Это значит, что топор в Умывался ночью... — это не топор казнящей власти, это такой же топор заговорщика, как и в Кому зима — арак.... Эти два стихотворения образуют “двойчатку”, одну из столь обычных у Мандельштама: два поворота одной темы с разных точек зрения. В Умывался ночью... — точка зрения жертвы: герой, наклоняясь над бочкой для умывания, повторяет жест казнимого над плахой, подставляющего свою шею топору (Карл I?), отсюда ход его мыслей; образ казнящего отсутствует. В Кому зима — арак..., по крайней мере в первом варианте — точка зрения убийц (“но где достать телегу...”), во втором она стушевана, однако убийцы-“заговорщики” остаются в поле зрения, а образ жертвы отсутствует. При большом желании можно вообразить, будто заговорщики идут убивать нищего поэта, но это, пожалуй, слишком большая натяжка. При большом желании можно также вообразить, будто заговорщики — это не борцы против большевиков, а сами большевики, казнящая власть; но это тоже натяжка, слишком плохо они вяжутся с пуншем и араком. (Были ли кромвелевские пуритане для Карла I “заговорщики” или казнящая власть?) В любом случае, герой в Кому зима — арак... отстраняется от этих заговорщиков, даже “Но где достать телегу...” он слышит лишь со стороны, а в окончательном варианте даже не слышит, а только издали видит. Насильственная борьба — это не его путь. Может быть, Умывался ночью... — это даже не точка зрения жертвы, а точка зрения человека, принимающего решение, примыкать ему к заговорщикам или не примыкать; а Кому зима — арак... — точка зрения решившегося: не примыкать. Это тоже достаточное основание для композиции двойчатки.

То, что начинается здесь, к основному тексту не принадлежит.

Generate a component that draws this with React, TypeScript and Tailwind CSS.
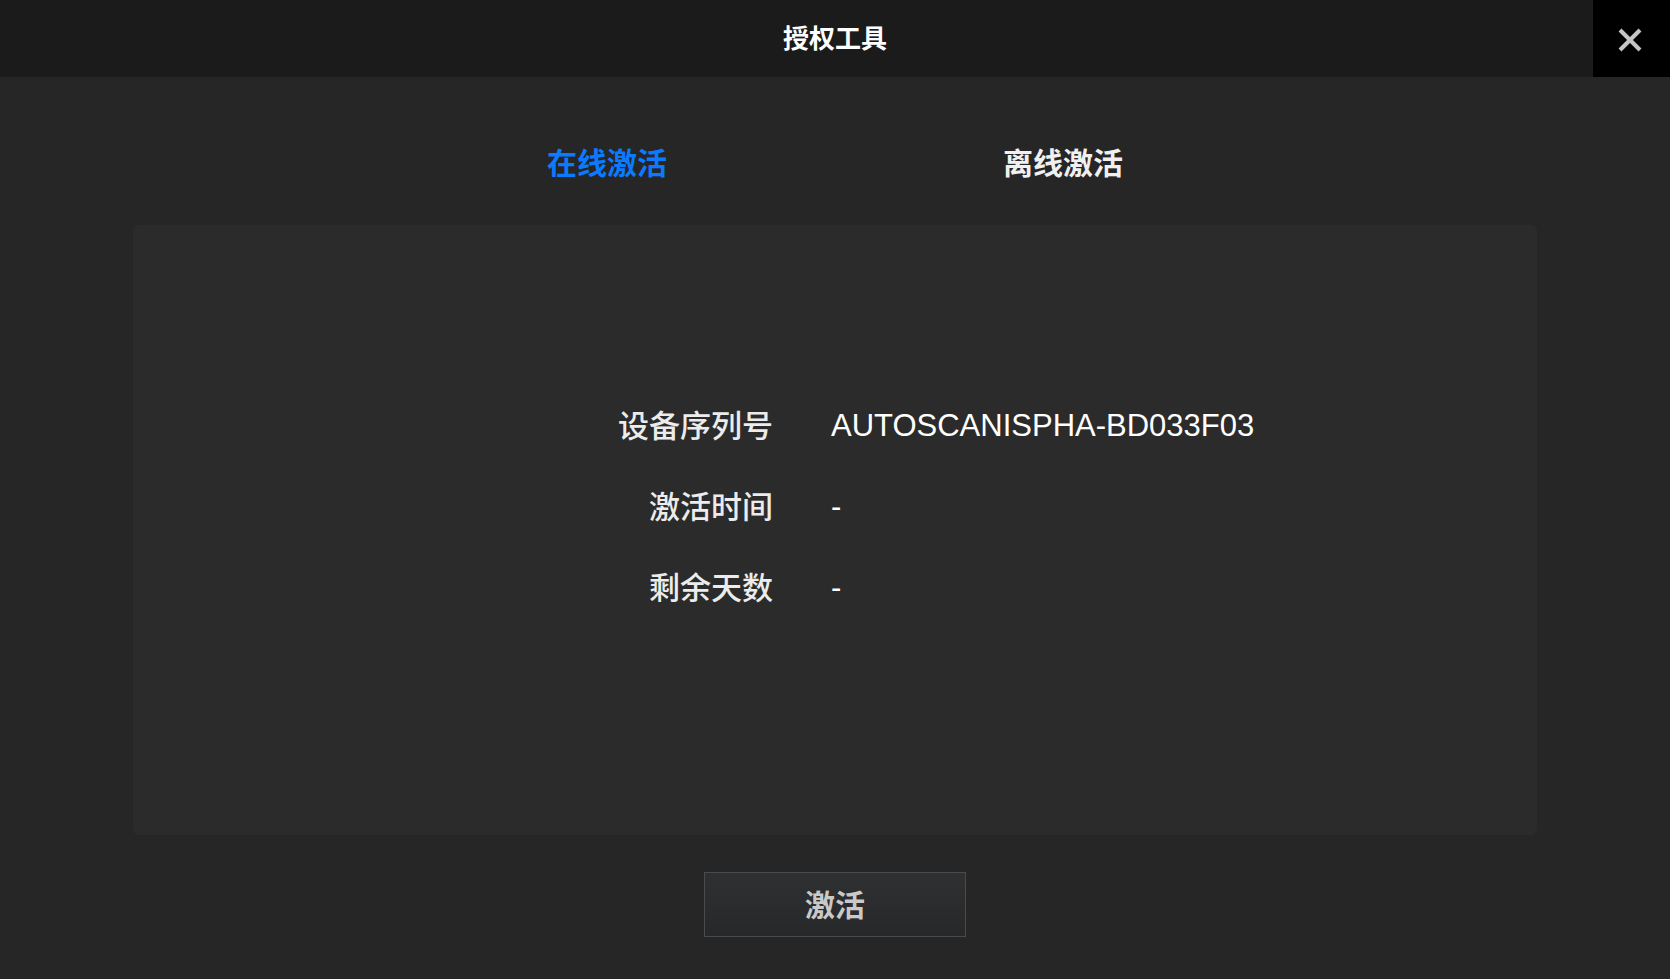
import React, { useState } from "react";

const cjk = { fontFamily: '"Noto Sans CJK SC", "Noto Sans", sans-serif' };
const latin = { fontFamily: '"Liberation Sans", Arial, "Noto Sans CJK SC", sans-serif' };

function Row({ label, value }: { label: string; value: string }) {
  return (
    <div className="flex h-[81px] items-center">
      <div className="w-[640px] pb-[4px] text-right text-[31px] font-medium text-[#ececec]" style={cjk}>
        {label}
      </div>
      <div className="ml-[58px] text-[31px] text-white" style={latin}>
        {value}
      </div>
    </div>
  );
}

export default function App() {
  const [tab, setTab] = useState(0);
  const tabs = ["在线激活", "离线激活"];

  return (
    <div className="flex h-[979px] w-full flex-col bg-[#262626]" style={cjk}>
      {/* Title bar */}
      <header className="flex h-[77px] flex-shrink-0 bg-[#1b1b1b]">
        <div className="flex flex-1 items-center justify-center pb-[4px] pl-[77px]">
          <h1 className="text-[26px] font-bold text-white">授权工具</h1>
        </div>
        <button className="flex h-[77px] w-[77px] items-center justify-center bg-black pr-[4px] pt-[2px]">
          <svg width="26" height="26" viewBox="0 0 26 26" fill="none" stroke="#c6c6c6" strokeWidth="4">
            <line x1="3" y1="3" x2="23" y2="23" />
            <line x1="23" y1="3" x2="3" y2="23" />
          </svg>
        </button>
      </header>

      {/* Tabs */}
      <nav className="mt-[64px] mb-[44px] flex h-[40px] justify-center">
        {tabs.map((t, i) => (
          <button
            key={t}
            onClick={() => setTab(i)}
            className={`w-[456px] text-center text-[30px] font-bold leading-[40px] ${
              tab === i ? "text-[#0a7bff]" : "text-[#f0f0f0]"
            }`}
          >
            {t}
          </button>
        ))}
      </nav>

      {/* Info panel */}
      <section className="mx-[133px] h-[610px] rounded-[6px] bg-[#2b2b2b] pt-[161px]">
        <Row label="设备序列号" value="AUTOSCANISPHA-BD033F03" />
        <Row label="激活时间" value="-" />
        <Row label="剩余天数" value="-" />
      </section>

      {/* Action */}
      <div className="mt-[37px] flex justify-center">
        <button className="h-[65px] w-[262px] border border-[#4a4b4d] bg-gradient-to-b from-[#2f3032] to-[#27282a] pb-[2px] text-[30px] font-bold text-[#c9c9c9]">
          激活
        </button>
      </div>
    </div>
  );
}
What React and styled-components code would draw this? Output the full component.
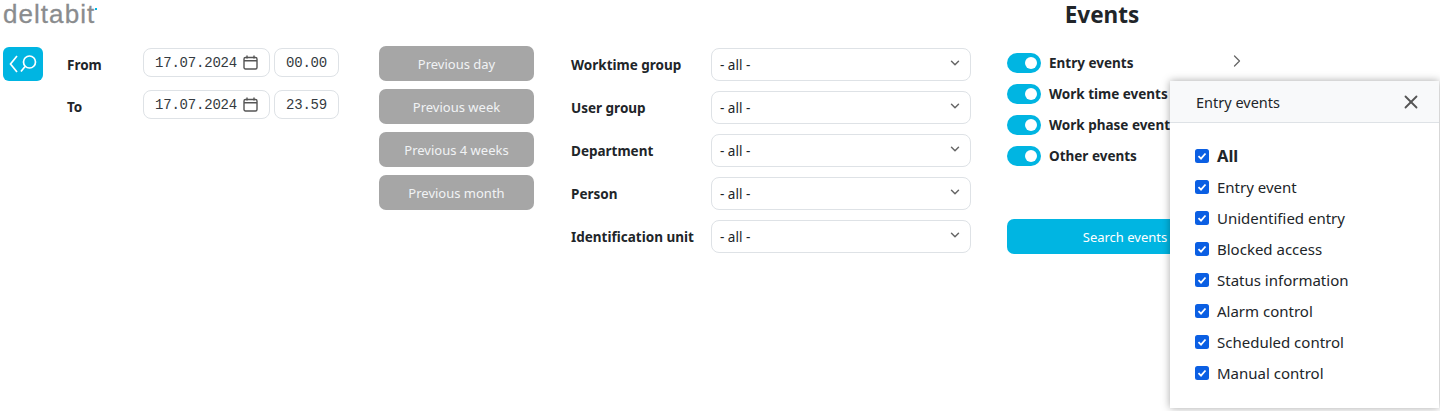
import React from "react";
import styled, { createGlobalStyle } from "styled-components";
import { ChevronDown, ChevronRight, X } from "lucide-react";

const GlobalStyle = createGlobalStyle`
  html, body {
    margin: 0;
    height: 100%;
    overflow: hidden;
    background: #fff;
    font-family: "Noto Sans", "Open Sans", sans-serif;
    color: #212529;
  }
`;

const CYAN = "#00b5e2";

const Page = styled.div`
  position: relative;
  width: 1440px;
  height: 411px;
  display: flex;
  padding-left: 3px;
  box-sizing: border-box;
`;

const Left = styled.div`
  width: 1004px;
  flex-shrink: 0;
`;

const Logo = styled.div`
  height: 46px;
  font-family: "Liberation Sans", sans-serif;
  font-size: 26px;
  line-height: 28px;
  letter-spacing: 1.05px;
  -webkit-text-stroke: 0.3px #8a8c8e;
  color: #8a8c8e;
  display: flex;
  align-items: flex-start;
`;

const LogoDot = styled.span`
  width: 2px;
  height: 2px;
  margin: 8px 0 0 0;
  background: ${CYAN};
`;

const Filters = styled.div`
  display: flex;
  align-items: flex-start;
`;

const SearchToggle = styled.button`
  width: 40px;
  height: 34px;
  margin-top: 1px;
  padding: 0;
  border: none;
  border-radius: 6px;
  background: ${CYAN};
  display: flex;
  align-items: center;
  justify-content: center;
`;

const DateGrid = styled.div`
  display: grid;
  grid-template-columns: 76px 127px 69px;
  row-gap: 13px;
  margin: 2px 0 0 24px;
  align-items: center;
`;

const FieldLabel = styled.label`
  font-size: 13.5px;
  font-weight: 700;
  white-space: nowrap;
  padding-top: ${(p) => (p.$low ? "5px" : 0)};
`;

const DateBox = styled.div`
  height: 29px;
  box-sizing: border-box;
  border: 1px solid #dee2e6;
  border-radius: 8px;
  display: flex;
  align-items: center;
  justify-content: ${(p) => (p.$time ? "center" : "flex-start")};
  gap: 6px;
  padding-left: ${(p) => (p.$time ? 0 : "11px")};
  margin-left: ${(p) => (p.$time ? "4px" : 0)};
  font-family: "Liberation Mono", monospace;
  font-size: 14px;
  letter-spacing: -0.2px;
  color: #343a40;
`;

const QuickColumn = styled.div`
  width: 155px;
  margin: 0 37px 0 40px;
  display: flex;
  flex-direction: column;
  gap: 8px;
`;

const QuickButton = styled.button`
  height: 35px;
  padding: 0;
  border: none;
  border-radius: 7px;
  background: #a6a6a6;
  color: #f1f3f5;
  font-family: inherit;
  font-size: 13px;
`;

const SelectGrid = styled.div`
  display: grid;
  grid-template-columns: 140px 260px;
  row-gap: 10px;
  margin-top: 2px;
  align-items: center;
`;

const SelectBox = styled.div`
  height: 33px;
  box-sizing: border-box;
  border: 1px solid #dee2e6;
  border-radius: 8px;
  padding: 0 8px 0 8px;
  display: flex;
  align-items: center;
  justify-content: space-between;
  font-size: 13.5px;
  color: #212529;
`;

const SelectArrow = styled(ChevronDown)`
  color: #666;
  margin-top: -3px;
`;

const Right = styled.div`
  width: 236px;
  flex-shrink: 0;
`;

const Title = styled.h1`
  width: 190px;
  height: 53px;
  margin: 0;
  text-align: center;
  font-size: 22.5px;
  line-height: 30px;
  font-weight: 700;
`;

const ToggleRow = styled.div`
  display: flex;
  align-items: center;
  height: 20px;
  margin-bottom: 11px;
  position: relative;
`;

const Toggle = styled.span`
  width: 34px;
  height: 20px;
  box-sizing: border-box;
  padding-right: 4px;
  border-radius: 10px;
  background: ${CYAN};
  display: flex;
  align-items: center;
  justify-content: flex-end;
  &::after {
    content: "";
    width: 12px;
    height: 12px;
    border-radius: 50%;
    background: #fff;
  }
`;

const ToggleLabel = styled.span`
  margin-left: 8px;
  font-size: 13.5px;
  font-weight: 700;
  white-space: nowrap;
`;

const Expand = styled.span`
  margin-left: auto;
  display: flex;
  color: #666;
  transform: translate(4px, -2px);
`;

const SearchButton = styled.button`
  display: block;
  width: 236px;
  height: 35px;
  margin-top: 53px;
  padding: 0;
  border: none;
  border-radius: 7px;
  background: ${CYAN};
  color: #fff;
  font-family: inherit;
  font-size: 13px;
`;

const Popover = styled.div`
  position: absolute;
  left: 1170px;
  top: 81px;
  width: 269px;
  height: 327px;
  box-sizing: border-box;
  background: #fff;
  box-shadow: 0 0 8px rgba(0, 0, 0, 0.35);
`;

const PopoverHead = styled.div`
  height: 42px;
  box-sizing: border-box;
  padding: 0 17px 0 26px;
  background: #f8f9fa;
  border-bottom: 1px solid #dee2e6;
  display: flex;
  align-items: center;
  justify-content: space-between;
  font-size: 14.5px;
`;

const CloseIcon = styled(X)`
  color: #555;
`;

const PopoverBody = styled.div`
  padding: 17px 25px 0;
  display: flex;
  flex-direction: column;
`;

const CheckRow = styled.div`
  height: 31px;
  display: flex;
  align-items: center;
  gap: 8px;
  font-size: ${(p) => (p.$strong ? "16.5px" : "15px")};
  font-weight: ${(p) => (p.$strong ? 700 : 400)};
`;

const Check = styled.span`
  width: 14px;
  height: 14px;
  border-radius: 2.5px;
  background: #0b5fe3;
  display: flex;
  align-items: center;
  justify-content: center;
`;

const CalendarIcon = () => (
  <svg width="15" height="15" viewBox="0 0 15 15" fill="none" stroke="#555" strokeWidth="1.4">
    <rect x="1" y="2.5" width="13" height="11.5" rx="1.5" />
    <path d="M1 5.8h13M4 .5v3M11 .5v3" />
  </svg>
);

const LensIcon = () => (
  <svg width="32" height="26" viewBox="0 0 32 26" fill="none" stroke="#fff" strokeWidth="1.7">
    <path d="M10 5 3.5 13 10 21" />
    <circle cx="22.5" cy="11" r="6" />
    <path d="M18 15.5 14 20.5" />
  </svg>
);

const CheckMark = () => (
  <svg width="10" height="10" viewBox="0 0 10 10" fill="none" stroke="#fff" strokeWidth="1.8">
    <path d="M1.5 5.2 4 7.6 8.5 2.5" />
  </svg>
);

const dates = [
  { label: "From", time: "00.00" },
  { label: "To", time: "23.59" },
];
const quick = ["Previous day", "Previous week", "Previous 4 weeks", "Previous month"];
const selects = ["Worktime group", "User group", "Department", "Person", "Identification unit"];
const toggles = ["Entry events", "Work time events", "Work phase events", "Other events"];
const checks = [
  "Entry event",
  "Unidentified entry",
  "Blocked access",
  "Status information",
  "Alarm control",
  "Scheduled control",
  "Manual control",
];

export default function App() {
  return (
    <Page>
      <GlobalStyle />
      <Left>
        <Logo>
          deltabit
          <LogoDot />
        </Logo>
        <Filters>
          <SearchToggle>
            <LensIcon />
          </SearchToggle>
          <DateGrid>
            {dates.map((d) => (
              <React.Fragment key={d.label}>
                <FieldLabel $low>{d.label}</FieldLabel>
                <DateBox>
                  17.07.2024
                  <CalendarIcon />
                </DateBox>
                <DateBox $time>{d.time}</DateBox>
              </React.Fragment>
            ))}
          </DateGrid>
          <QuickColumn>
            {quick.map((q) => (
              <QuickButton key={q}>{q}</QuickButton>
            ))}
          </QuickColumn>
          <SelectGrid>
            {selects.map((s) => (
              <React.Fragment key={s}>
                <FieldLabel>{s}</FieldLabel>
                <SelectBox>
                  - all -
                  <SelectArrow size={14} strokeWidth={2.5} />
                </SelectBox>
              </React.Fragment>
            ))}
          </SelectGrid>
        </Filters>
      </Left>
      <Right>
        <Title>Events</Title>
        {toggles.map((t, i) => (
          <ToggleRow key={t}>
            <Toggle />
            <ToggleLabel>{t}</ToggleLabel>
            {i === 0 && (
              <Expand>
                <ChevronRight size={20} strokeWidth={1.5} />
              </Expand>
            )}
          </ToggleRow>
        ))}
        <SearchButton>Search events</SearchButton>
      </Right>
      <Popover>
        <PopoverHead>
          Entry events
          <CloseIcon size={22} strokeWidth={2} />
        </PopoverHead>
        <PopoverBody>
          <CheckRow $strong>
            <Check>
              <CheckMark />
            </Check>
            All
          </CheckRow>
          {checks.map((c) => (
            <CheckRow key={c}>
              <Check>
                <CheckMark />
              </Check>
              {c}
            </CheckRow>
          ))}
        </PopoverBody>
      </Popover>
    </Page>
  );
}
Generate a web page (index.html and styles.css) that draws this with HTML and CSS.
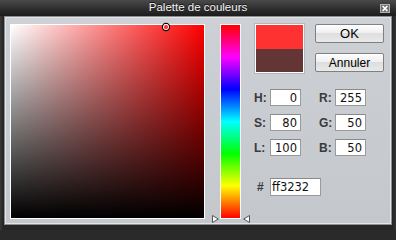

В Карле I Гейне был еще один важный мотив: король сам лелеет своего будущего убийцу. Был ли он актуален для Мандельштама? Разделял ли он ощущение многих своих современников, что и он был косвенным виновником революции и, соответственно, контрреволюции? (Вспомним формулировку Вяч. Иванова, 1919: “Да, сей костер мы поджигали, И совесть правду говорит, Хотя предчувствия не лгали, Что сердце наше в нем сгорит”). Одним концом этот вопрос упирается в эсеровские идеалы юного Мандельштама, другим — в Шум времени, С миром державным я был лишь ребячески связан... и другие стихи 1930-х гг. Но эта тема уже выходит за пределы нашего стихотворения.

Дополнения и альтернативы

Образцовый имманентный анализ Умывался ночью... — в статье Ю. И. Левина (1973), образцовый интертекстуальный анализ — в статье О. Ронена (1977). Левин особо отмечает новизну лексики: центральное слово “соль” здесь появляется у Мандельштама впервые, “совесть” и “правдивый” — тоже, “правда” была только в Декабристе (с его предвосхищением “заговорщиков” в Кому — зима...); все слова с этической семантикой — “внефабульные”, в метафорах и метафорических эпитетах, и учащаются от начала к концу стихотворения. Низкие реалии впервые представлены “не со стороны и не сквозь призму литературы или истории”, а как “пережитые и прочувствованные” (впрочем, с другой стороны, “опущение “я” имеет целью, по-видимому, снятие личного начала, подчеркивание объективного” — Левин 1977, 268, 274); на их фоне единственный поэтизм — “твердь” (но здесь она с “грубыми звездами”, а в соседнем стихотворении “кишит червями”). В композиции стихотворения последовательность образов внешнего мира — как при сотворении: твердь со светом звезд, вода, земля; это же — последовательность взгляда на мир перед расстрелом и при падении тела (Сегал 1998, 674): ключевое слово — последнее “страшнее”. Для Хэррис (1988, 67—71), наоборот, от начала к концу стихотворения с расширением метафорического / метафизического плана нарастает умиротворяющая “правдивость”, ключевое слово — предпоследнее.